We’ve lived so long under the spell of hierarchy—from god-kings to feudal lords to party bosses—that only recently have we awakened to see not only that “regular” citizens have the capacity for self-governance, but that without their engagement our huge global crises cannot be addressed. The changes needed for human society simply to survive, let alone thrive, are so profound that the only way we will move toward them is if we ourselves, regular citizens, feel meaningful ownership of solutions through direct engagement. Our problems are too big, interrelated, and pervasive to yield to directives from on high.
—Frances Moore Lappé, excerpt from Time for Progressives to Grow Up

Friday, April 27, 2012

Why anti-authoritarians are diagnosed as mentally ill

Click here to access article by Bruce Levine from Infoshop News.
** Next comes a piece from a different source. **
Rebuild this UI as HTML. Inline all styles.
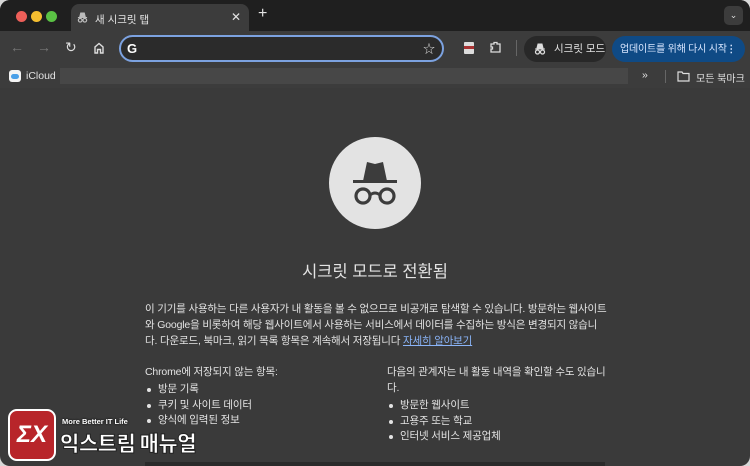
<!DOCTYPE html>
<html><head><meta charset="utf-8"><style>
*{margin:0;padding:0;box-sizing:border-box}
body{width:750px;height:466px;background:#d8d8d8;font-family:"Liberation Sans","Noto Sans CJK KR",sans-serif;overflow:hidden;position:relative}
.win{position:absolute;left:0;top:0;width:750px;height:466px;border-radius:10px;background:#3a3a3a;overflow:hidden}
.tb{position:absolute;left:0;top:0;width:750px;height:31px;background:#1f1f1f}
.dot{position:absolute;top:11px;width:11px;height:11px;border-radius:50%}
.tab{position:absolute;left:71px;top:4px;width:178px;height:30px;background:#3c3c3c;border-radius:8px 8px 0 0;color:#e3e3e3;font-size:10.5px}
.tool{position:absolute;left:0;top:31px;width:750px;height:34px;background:#3c3c3c}
.omni{position:absolute;left:119px;top:35px;width:325px;height:27px;border:2px solid #7ca2e0;border-radius:14px;background:#2b2b2b}
.bm{position:absolute;left:0;top:65px;width:750px;height:23px;background:#3c3c3c;color:#e3e3e3;font-size:10.5px}
.c{color:#e3e3e3;position:absolute;white-space:nowrap}
p{font-size:10.5px;line-height:16px;letter-spacing:-0.17px}
ul{list-style:none}
li{font-size:10.5px;line-height:15.5px;padding-left:13px;position:relative;letter-spacing:-0.15px}
li:before{content:"";position:absolute;left:2px;top:6px;width:4px;height:4px;border-radius:50%;background:#e3e3e3}
span{white-space:nowrap}
</style></head><body>
<div class="win">
<div class="tb"></div>
<div class="dot" style="left:16px;background:#ed5f59"></div>
<div class="dot" style="left:31px;background:#f5be30"></div>
<div class="dot" style="left:46px;background:#5ac144"></div>
<div class="tab">
<svg style="position:absolute;left:6px;top:8px" width="11" height="11" viewBox="0 0 12 12"><path d="M3 5 L4 1 H8 L9 5 Z M1 6 H11" stroke="#bbb" fill="#bbb"/><circle cx="3.5" cy="9" r="2" fill="none" stroke="#bbb" stroke-width="1.3"/><circle cx="8.5" cy="9" r="2" fill="none" stroke="#bbb" stroke-width="1.3"/></svg>
<span style="position:absolute;left:24px;top:8px">새 시크릿 탭</span>
<span style="position:absolute;left:160px;top:6px;font-size:12px">✕</span></div>
<span style="position:absolute;left:258px;top:5px;color:#e3e3e3;font-size:16px">+</span>
<div style="position:absolute;left:724px;top:6px;width:19px;height:19px;border-radius:5px;background:#3c3c3c;color:#ddd;font-size:9px;text-align:center;line-height:19px">⌄</div>
<div class="tool"></div>
<span style="position:absolute;left:10px;top:39px;color:#777;font-size:14px">←</span>
<span style="position:absolute;left:37px;top:39px;color:#777;font-size:14px">→</span>
<span style="position:absolute;left:65px;top:39px;color:#ddd;font-size:14px">↻</span>
<svg style="position:absolute;left:93px;top:42px" width="12" height="12" viewBox="0 0 12 12"><path d="M2 11V5L6 1.5 10 5V11H7.5V7.5H4.5V11Z" fill="none" stroke="#ddd" stroke-width="1.4"/></svg>
<div class="omni"></div>
<span style="position:absolute;left:127px;top:41px;color:#fff;font-size:13px;font-weight:bold">G</span>
<span style="position:absolute;left:423px;top:40px;color:#ddd;font-size:12px">☆</span>
<div style="position:absolute;left:464px;top:42px;width:10px;height:12px;background:#ddd;border-radius:1px"><div style="margin-top:4px;height:3px;background:#a33"></div></div>
<svg style="position:absolute;left:489px;top:41px" width="13" height="13" viewBox="0 0 13 13"><path d="M2 3H5V1.5H8V3H11V11H2V8H3.5V6H2Z" fill="none" stroke="#ddd" stroke-width="1.3"/></svg>
<div style="position:absolute;left:516px;top:40px;width:1px;height:16px;background:#666"></div>
<div style="position:absolute;left:524px;top:36px;width:82px;height:26px;border-radius:13px;background:#282828;color:#e3e3e3;font-size:10.5px;line-height:27px;padding-left:30px;white-space:nowrap">시크릿 모드
<svg style="position:absolute;left:10px;top:7px" width="12" height="12" viewBox="0 0 12 12"><path d="M3 5 L4 1 H8 L9 5 Z M1 6 H11" stroke="#ddd" fill="#ddd"/><circle cx="3.5" cy="9" r="2" fill="none" stroke="#ddd" stroke-width="1.3"/><circle cx="8.5" cy="9" r="2" fill="none" stroke="#ddd" stroke-width="1.3"/></svg></div>
<div style="position:absolute;left:612px;top:36px;width:133px;height:26px;border-radius:13px;background:#0f4a85;color:#d8e6ff;font-size:10px;line-height:27px;padding-left:8px;white-space:nowrap;letter-spacing:-0.2px">업데이트를 위해 다시 시작<span style="position:absolute;right:9px;top:0;font-weight:bold">⋮</span></div>
<div class="bm">
<div style="position:absolute;left:9px;top:5px;width:12px;height:12px;border-radius:3px;background:#f4f4f4"><div style="margin:4px 2px;height:5px;border-radius:3px;background:#4aa0e8"></div></div>
<span style="position:absolute;left:26px;top:5px">iCloud</span>
<div style="position:absolute;left:60px;top:3px;width:568px;height:16px;background:#474747"></div>
<span style="position:absolute;left:642px;top:4px">»</span>
<div style="position:absolute;left:665px;top:5px;width:1px;height:13px;background:#666"></div>
<svg style="position:absolute;left:677px;top:6px" width="13" height="11" viewBox="0 0 13 11"><path d="M1 1H5L6 2.5H12V10H1Z" fill="none" stroke="#ddd" stroke-width="1.2"/></svg>
<span style="position:absolute;left:696px;top:5px;font-size:10px">모든 북마크</span></div>
<div style="position:absolute;left:329px;top:137px;width:92px;height:92px;border-radius:50%;background:#e3e3e3"></div>
<svg style="position:absolute;left:347px;top:160px" width="56" height="50" viewBox="0 0 56 50"><path d="M16 21 L20 2 L28 4 L36 2 L40 21Z" fill="#3c3c3c"/><rect x="6" y="20" width="44" height="3" fill="#3c3c3c"/><circle cx="16" cy="36" r="7" fill="none" stroke="#3c3c3c" stroke-width="3.2"/><circle cx="40" cy="36" r="7" fill="none" stroke="#3c3c3c" stroke-width="3.2"/><path d="M23 35 Q28 31 33 35" fill="none" stroke="#3c3c3c" stroke-width="3"/></svg>
<div class="c" style="left:0;width:750px;top:258px;text-align:center;font-size:16.5px">시크릿 모드로 전환됨</div>
<div class="c" style="left:145px;top:301px"><p>이 기기를 사용하는 다른 사용자가 내 활동을 볼 수 없으므로 비공개로 탐색할 수 있습니다. 방문하는 웹사이트<br>와 Google을 비롯하여 해당 웹사이트에서 사용하는 서비스에서 데이터를 수집하는 방식은 변경되지 않습니<br>다. 다운로드, 북마크, 읽기 목록 항목은 계속해서 저장됩니다 <u style="color:#8ab4f8">자세히 알아보기</u></p></div>
<div class="c" style="left:145px;top:364px"><p>Chrome에 저장되지 않는 항목:</p><ul style="margin-top:2px"><li>방문 기록</li><li>쿠키 및 사이트 데이터</li><li>양식에 입력된 정보</li></ul></div>
<div class="c" style="left:387px;top:364px"><p>다음의 관계자는 내 활동 내역을 확인할 수도 있습니<br>다.</p><ul style="margin-top:2px"><li>방문한 웹사이트</li><li>고용주 또는 학교</li><li>인터넷 서비스 제공업체</li></ul></div>
<div style="position:absolute;left:145px;top:462px;width:460px;height:4px;background:#2a2a2a"></div>
</div>
<div style="position:absolute;left:8px;top:409px;width:48px;height:52px;border-radius:9px;background:#b8252a;border:2px solid #fff;color:#fff;font-weight:bold;font-size:24px;text-align:center;line-height:48px;font-style:italic">ΣX</div>
<div style="position:absolute;left:62px;top:417px;color:#fff;font-size:7.5px;font-weight:bold;text-shadow:0 0 2px #000;white-space:nowrap">More Better IT Life</div>
<div style="position:absolute;left:60px;top:427px;color:#fff;font-size:21px;font-weight:900;font-family:'Noto Sans CJK KR',sans-serif;-webkit-text-stroke:1px #222;letter-spacing:-0.5px;line-height:32px;white-space:nowrap">익스트림 매뉴얼</div>
</body></html>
The author explains how mental health professionals are educated and indoctrinated to view anti-authoritarianism as mental illness. All education in capitalist societies is loaded with indoctrination in values and beliefs that serve the One Percent. Few "educated" people are aware of their own indoctrination. 
Gaining acceptance into graduate school or medical school and achieving a PhD or MD and becoming a psychologist or psychiatrist means jumping through many hoops, all of which require much behavioral and attentional compliance to authorities, even to those authorities that one lacks respect for. The selection and socialization of mental health professionals tends to breed out many anti-authoritarians. Having steered the higher-education terrain for a decade of my life, I know that degrees and credentials are primarily badges of compliance. Those with extended schooling have lived for many years in a world where one routinely conforms to the demands of authorities. Thus for many MDs and PhDs, people different from them who reject this attentional and behavioral compliance appear to be from another world -- a diagnosable one. 
(This subject has been explored in greater detail by Jeff Schmidt in his book, Disciplined Minds: A Critical Look at Salaried Professionals and the Soul-battering System That Shapes Their Lives.)